Há um fato relatado no discurso de posse que demonstra o grande apreço que a escritora tinha pelo jurista brasileiro. Em 1977, Ana Maria Machado foi processada, juntamente com seu editor, pelos herdeiros de Monteiro Lobato, que se sentiram atingidos por seu livro "Amigos Secretos" que homenageava, entre outros, o escritor paulista. Naquela ocasião, procurou André Martins, seu irmão e advogado para defendê-la e falou também com Técio Lins e Silva. Nessas idas e vindas aos escritórios dos advogados acabou conversando com Evandro Lins e Silva que se interessou pelo caso. Para se inteirar bem do assunto e do motivo da queixa dos familiares de Monteiro Lobato, Evandro Lins e Silva pediu o livro que Ana Maria havia escrito e depois lhe disse: "li-o com encantamento", rascunhou uma defesa brilhante, mas os advogados da editora preferiram entrar em acordo e a circulação do livro foi suspensa.
Cinco anos depois morre Evandro Lins e Silva. Ana Maria vai ao sepultamento e passou uma noite com um sono agitado, acordou de madrugada e lembrou-se de que sonhara com o advogado se despedindo dela e perguntando: "gostou da minha defesa?"
Para sua grande surpresa, no final desse mesmo dia, recebeu um telefonema que a deixou pensativa - os herdeiros da família tinham mudado de idéia e lhe comunicavam que o livro que escrevera poderia ser publicado e sua circulação restabelecida. Coincidência ou não, a pergunta do sonho de Evandro Lins e Silva tinha sua razão de ser. O fato merece uma explicação junguiana.

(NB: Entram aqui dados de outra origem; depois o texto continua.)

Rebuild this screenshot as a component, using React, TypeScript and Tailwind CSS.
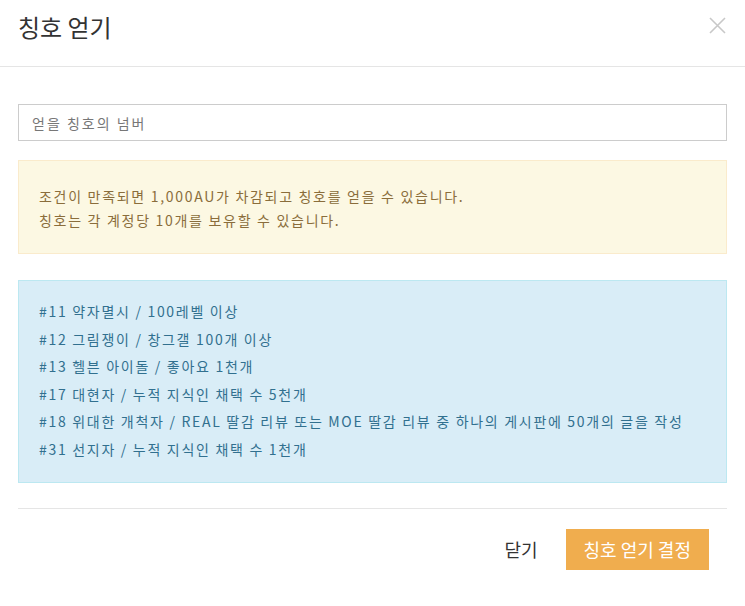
import React from "react";

const FONT = { fontFamily: '"Noto Sans CJK KR", "Noto Sans", sans-serif' };

const TITLES = [
  "#11 약자멸시 / 100레벨 이상",
  "#12 그림쟁이 / 창그갤 100개 이상",
  "#13 헬븐 아이돌 / 좋아요 1천개",
  "#17 대현자 / 누적 지식인 채택 수 5천개",
  "#18 위대한 개척자 / REAL 딸감 리뷰 또는 MOE 딸감 리뷰 중 하나의 게시판에 50개의 글을 작성",
  "#31 선지자 / 누적 지식인 채택 수 1천개",
];

export default function App() {
  return (
    <div className="w-[745px] h-[606px] bg-white text-[#333]" style={FONT}>
      {/* Header */}
      <div className="h-[67px] border-b border-[#e5e5e5] flex items-center justify-between pl-[18px] pr-[19px]">
        <h1 className="text-[24px] leading-none font-normal text-[#333] -mt-[12px]">칭호 얻기</h1>
        <button className="text-[#c8c8c8] -mt-[16px]">
          <svg width="17" height="17" viewBox="0 0 17 17" fill="none" stroke="currentColor" strokeWidth="1.6">
            <path d="M1 1L16 16M16 1L1 16" />
          </svg>
        </button>
      </div>

      {/* Body */}
      <div className="px-[18px] pt-[37px]">
        <input
          className="w-full h-[37px] border border-[#ccc] px-[13px] text-[14px] tracking-[2px] outline-none placeholder:text-[#777]"
          placeholder="얻을 칭호의 넘버"
        />

        <div className="mt-[19px] border border-[#faebcc] bg-[#fcf8e3] text-[#8a6d3b] px-[20px] pt-[23px] pb-[21px] text-[14px] tracking-[1.7px] leading-[24px]">
          <p>조건이 만족되면 1,000AU가 차감되고 칭호를 얻을 수 있습니다.</p>
          <p>칭호는 각 계정당 10개를 보유할 수 있습니다.</p>
        </div>

        <div className="mt-[26px] border border-[#bce8f1] bg-[#d9edf7] text-[#31708f] px-[20px] pt-[17px] pb-[18px] text-[14px] tracking-[1.7px] leading-[27.6px]">
          {TITLES.map((t) => (
            <p key={t}>{t}</p>
          ))}
        </div>

        {/* Footer */}
        <div className="mt-[25px] border-t border-[#e5e5e5] pt-[20px] flex items-center justify-end gap-[28px] pr-[18px]">
          <button className="text-[18px] text-[#333]">닫기</button>
          <button className="h-[41px] px-[18px] bg-[#f0ad4e] text-white text-[18px]">칭호 얻기 결정</button>
        </div>
      </div>
    </div>
  );
}
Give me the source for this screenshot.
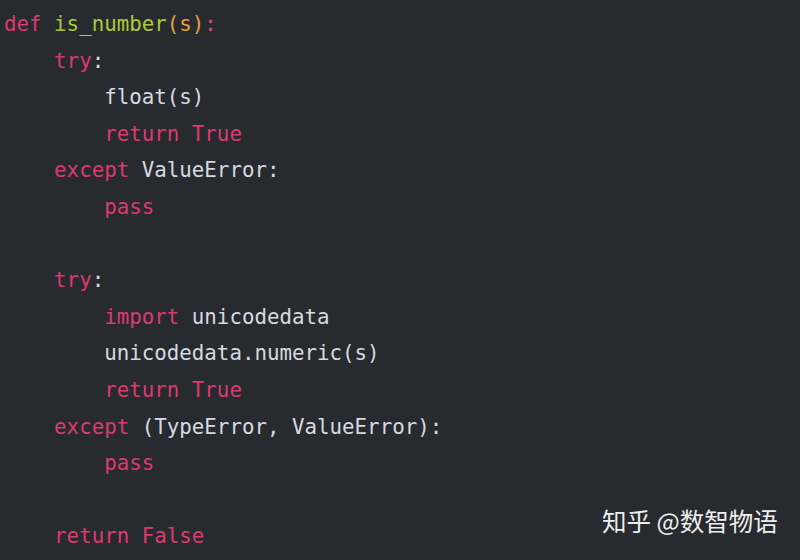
import React from "react";

const K = "text-[#dc3a6e]";
const F = "text-[#a9cb3c]";
const O = "text-[#e3a03e]";
const T = "text-[#d6dae0]";

const lines = [
  [["def", K], [" "], ["is_number", F], ["(s)", O], [":", "text-[#c95a85]"]],
  [["    "], ["try", K], [":", T]],
  [["        "], ["float(s)", T]],
  [["        "], ["return True", K]],
  [["    "], ["except", K], [" ValueError:", T]],
  [["        "], ["pass", K]],
  [],
  [["    "], ["try", K], [":", T]],
  [["        "], ["import", K], [" unicodedata", T]],
  [["        "], ["unicodedata.numeric(s)", T]],
  [["        "], ["return True", K]],
  [["    "], ["except", K], [" (TypeError, ValueError):", T]],
  [["        "], ["pass", K]],
  [],
  [["    "], ["return False", K]],
];

export default function App() {
  return (
    <div className="relative w-[800px] h-[560px] bg-[#272a2e] overflow-hidden">
      <pre
        className="pl-[4px] pt-[6px] text-[20.8px] leading-[36.6px] whitespace-pre"
        style={{ fontFamily: '"DejaVu Sans Mono", "Liberation Mono", monospace' }}
      >
        {lines.map((line, i) => (
          <div key={i} className="h-[36.6px]">
            {line.map(([txt, cls], j) => (
              <span key={j} className={cls}>
                {txt}
              </span>
            ))}
          </div>
        ))}
      </pre>

      {/* watermark */}
      <div
        className="absolute left-[602px] top-[504px] text-[24.5px] leading-[34px] text-[#eeeeee]"
        style={{ fontFamily: '"Noto Sans CJK SC", "Noto Sans", sans-serif' }}
      >
        知乎 @数智物语
      </div>
    </div>
  );
}
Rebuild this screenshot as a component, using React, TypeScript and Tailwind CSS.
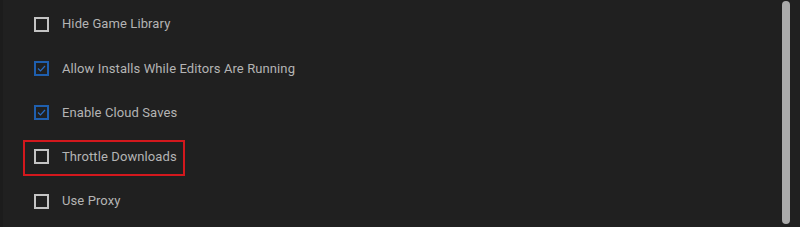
import type { ReactNode } from "react";

type Option = { label: string; checked: boolean; highlight?: boolean };

const options: Option[] = [
  { label: "Hide Game Library", checked: false },
  { label: "Allow Installs While Editors Are Running", checked: true },
  { label: "Enable Cloud Saves", checked: true },
  { label: "Throttle Downloads", checked: false, highlight: true },
  { label: "Use Proxy", checked: false },
];

function Box({ checked }: { checked: boolean }) {
  if (checked) {
    return (
      <span className="w-[15px] h-[15px] border-2 border-[#1f5fae] flex items-center justify-center shrink-0">
        <svg width="9" height="7" viewBox="0 0 9 7" fill="none">
          <path d="M1 3.5 L3.5 6 L8 1" stroke="#2a6cc0" strokeWidth="1.2" />
        </svg>
      </span>
    );
  }
  return <span className="w-[15px] h-[15px] border-2 border-[#c4c4c4] shrink-0" />;
}

function Row({ opt }: { opt: Option }): ReactNode {
  const inner = (
    <div className="flex items-center gap-[13px] h-[44px] pl-[31px]">
      <Box checked={opt.checked} />
      <span className="text-[13px] text-[#b4b4b4] tracking-[0.1px]">{opt.label}</span>
    </div>
  );
  if (opt.highlight) {
    return (
      <div className="relative">
        {inner}
        <div className="absolute left-[20px] top-[5px] w-[162px] h-[36px] border-2 border-[#d3181d] pointer-events-none" />
      </div>
    );
  }
  return inner;
}

export default function App() {
  return (
    <div
      className="w-[800px] h-[227px] bg-[#202020] flex overflow-hidden"
      style={{ fontFamily: "Roboto, 'Noto Sans', sans-serif" }}
    >
      <div className="w-[3px] bg-[#1c1c1c]" />
      <div className="flex-1 pt-[2px] flex flex-col gap-[0.3px]">
        {options.map((o) => (
          <Row key={o.label} opt={o} />
        ))}
      </div>
      <div className="w-[8px] py-[1px] mr-[10px]">
        <div className="h-[223px] rounded-full bg-[#ababab]" />
      </div>
    </div>
  );
}
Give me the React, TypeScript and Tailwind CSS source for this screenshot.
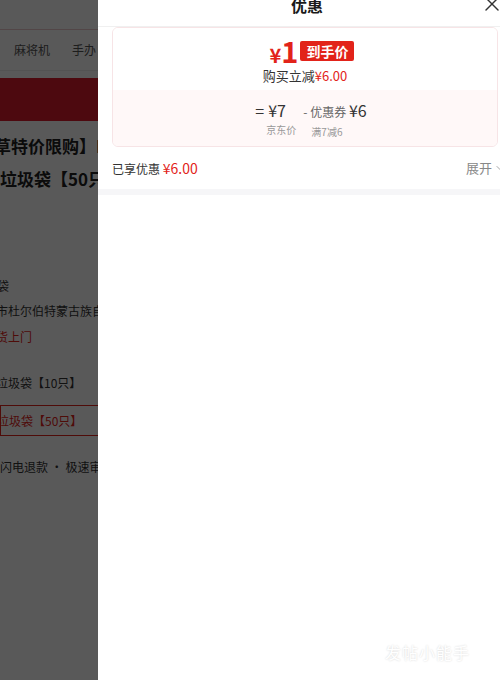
import { X, ChevronDown } from "lucide-react";

const font = { fontFamily: '"Noto Sans CJK SC", "Noto Sans", sans-serif' };

function BackPage() {
  return (
    <div className="flex h-full w-full flex-col bg-white text-[#333]">
      <div className="h-[30px] shrink-0 border-b border-[#ecc9cc] bg-white" />
      <div className="flex h-[41px] shrink-0 items-center gap-[22px] border-b border-[#eeeeee] pl-[14px] text-[12px] text-[#555]">
        <span>麻将机</span>
        <span>手办</span>
      </div>
      <div className="mt-[7px] h-[43px] shrink-0 bg-[#dc1c2b]" />
      <div className="-ml-[6px] mt-[8px] text-[17px] font-bold leading-[33px] text-[#222]">
        <p className="whitespace-nowrap">草特价限购】LI</p>
        <p className="ml-[6px] whitespace-nowrap">垃圾袋【50只】</p>
      </div>
      <div className="mt-[78px] flex flex-col text-[12px] text-[#333]">
        <p className="-ml-[3px] leading-[25px]">袋</p>
        <p className="-ml-[4px] whitespace-nowrap leading-[26px]">市杜尔伯特蒙古族自治县</p>
        <p className="-ml-[4px] leading-[26px] text-[#e2231a]">货上门</p>
        <p className="-ml-[4px] mt-[20px] whitespace-nowrap leading-[26px]">垃圾袋【10只】</p>
        <div className="mt-[9px] flex h-[31px] items-center border border-[#e2231a] text-[#e2231a]">
          <span className="-ml-[4px] whitespace-nowrap">垃圾袋【50只】</span>
        </div>
        <p className="mt-[18px] whitespace-nowrap leading-[26px]">闪电退款 · 极速审核</p>
      </div>
    </div>
  );
}

function Drawer() {
  return (
    <div className="absolute left-[98px] top-0 flex h-full w-[402px] flex-col bg-white">
      <div className="flex h-[27px] shrink-0 items-start border-b border-[#f0f0f0]">
        <div className="flex-1" />
        <p className="-mt-[7px] ml-[16px] text-[16px] font-bold leading-[24px] text-[#1a1a1a]">优惠</p>
        <div className="flex flex-1 justify-end">
          <X className="-mr-[4px] -mt-[8px] h-[24px] w-[24px] text-[#333]" strokeWidth={1.4} />
        </div>
      </div>

      <div className="ml-[14px] mr-[2px] overflow-hidden rounded-[6px] border border-[#f7e4e6]">
        <div className="flex h-[62px] flex-col items-center bg-white pt-[6px]">
          <div className="ml-[14px] flex h-[32px] items-center gap-[2px]">
            <span className="flex items-baseline font-bold leading-none text-[#e2231a]">
              <span className="text-[20px]">¥</span>
              <span className="text-[29px]">1</span>
            </span>
            <span className="mt-[2px] rounded-[2px] bg-[#e2231a] px-[6px] text-[14px] font-bold leading-[20px] text-white">到手价</span>
          </div>
          <p className="mt-[1px] text-[13px] leading-[18px] text-[#333]">
            购买立减<span className="text-[#e2231a]">¥6.00</span>
          </p>
        </div>
        <div className="flex h-[56px] items-start justify-center bg-[#fff8f8] pt-[10px]">
          <div className="ml-[12px] flex items-start">
            <div className="flex flex-col">
              <p className="text-[16px] leading-[20px] text-[#333]">
                <span className="mr-[4px]">=</span>¥7
              </p>
              <p className="ml-[11px] text-[10px] leading-[20px] text-[#999]">京东价</p>
            </div>
            <div className="ml-[7px] flex flex-col">
              <p className="leading-[20px] text-[#333]">
                <span className="text-[12px] text-[#666]">- 优惠券 </span>
                <span className="text-[16px]">¥6</span>
              </p>
              <p className="ml-[8px] text-[10px] leading-[20px] text-[#999]">满7减6</p>
            </div>
          </div>
        </div>
      </div>

      <div className="flex h-[42px] shrink-0 items-center justify-between pl-[14px]">
        <p className="text-[12px] text-[#333]">
          已享优惠 <span className="text-[14px] text-[#e2231a]">¥6.00</span>
        </p>
        <span className="-mr-[6px] flex items-center gap-[2px] text-[13px] text-[#888]">
          展开
          <ChevronDown className="h-[12px] w-[12px]" strokeWidth={1.5} />
        </span>
      </div>
      <div className="h-[6px] shrink-0 bg-[#f6f6f8]" />
      <div className="flex-1 bg-white" />
    </div>
  );
}

export default function App() {
  return (
    <div className="relative h-[680px] w-[500px] overflow-hidden" style={font}>
      <BackPage />
      <div className="absolute inset-0 bg-black/65" />
      <Drawer />
      <p className="absolute bottom-[16px] right-[30px] text-[16px] tracking-[1px] text-white [text-shadow:0_0_2px_rgba(0,0,0,0.18)]">
        发帖小能手
      </p>
    </div>
  );
}
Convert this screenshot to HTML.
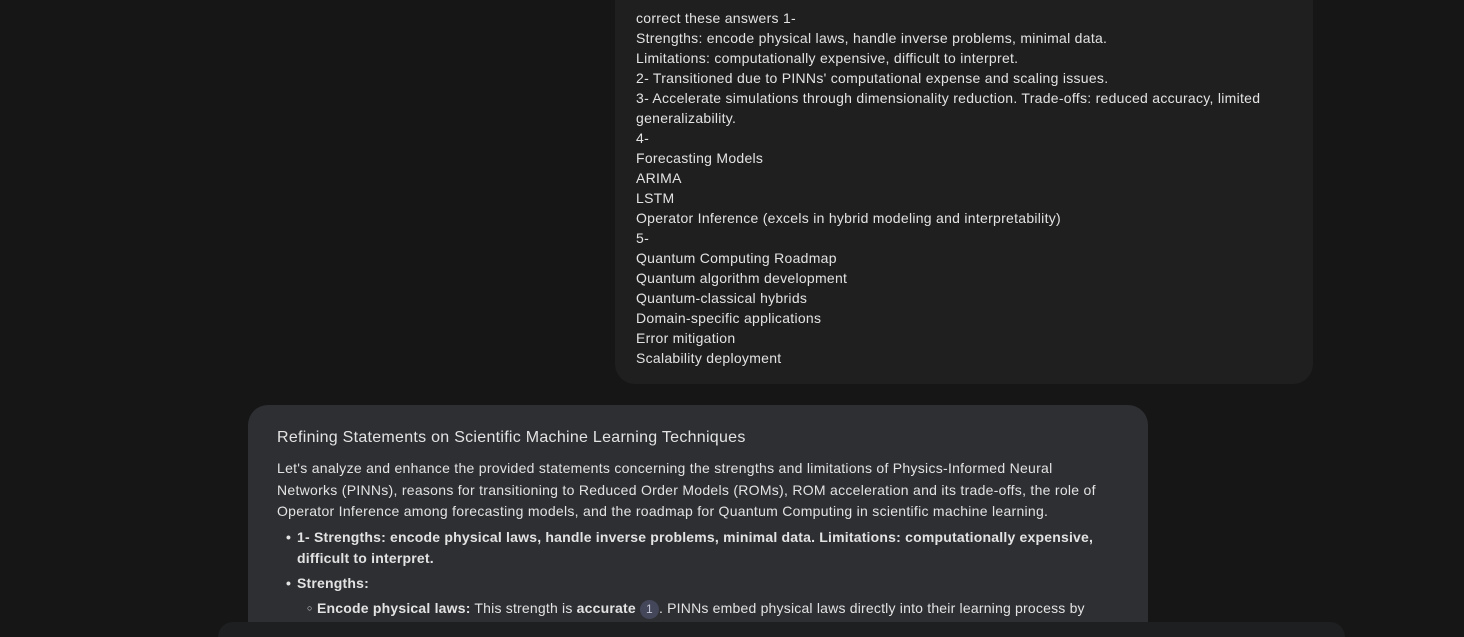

O discurso de posse de Ana Maria Machado traz a marca da afetividade, do carinho e da amizade que uniam jurista/escritora. É uma bonita peça literária que estava exigindo uma divulgação maior. A inclusão do discurso de posse no balaio de livros e leituras foi oportuna.
Se o (a) leitor (a) quiser saber mais sobre livros e leituras, não deixe de examinar o balaio - ele está cheio de comentários inteligentes à sua espera.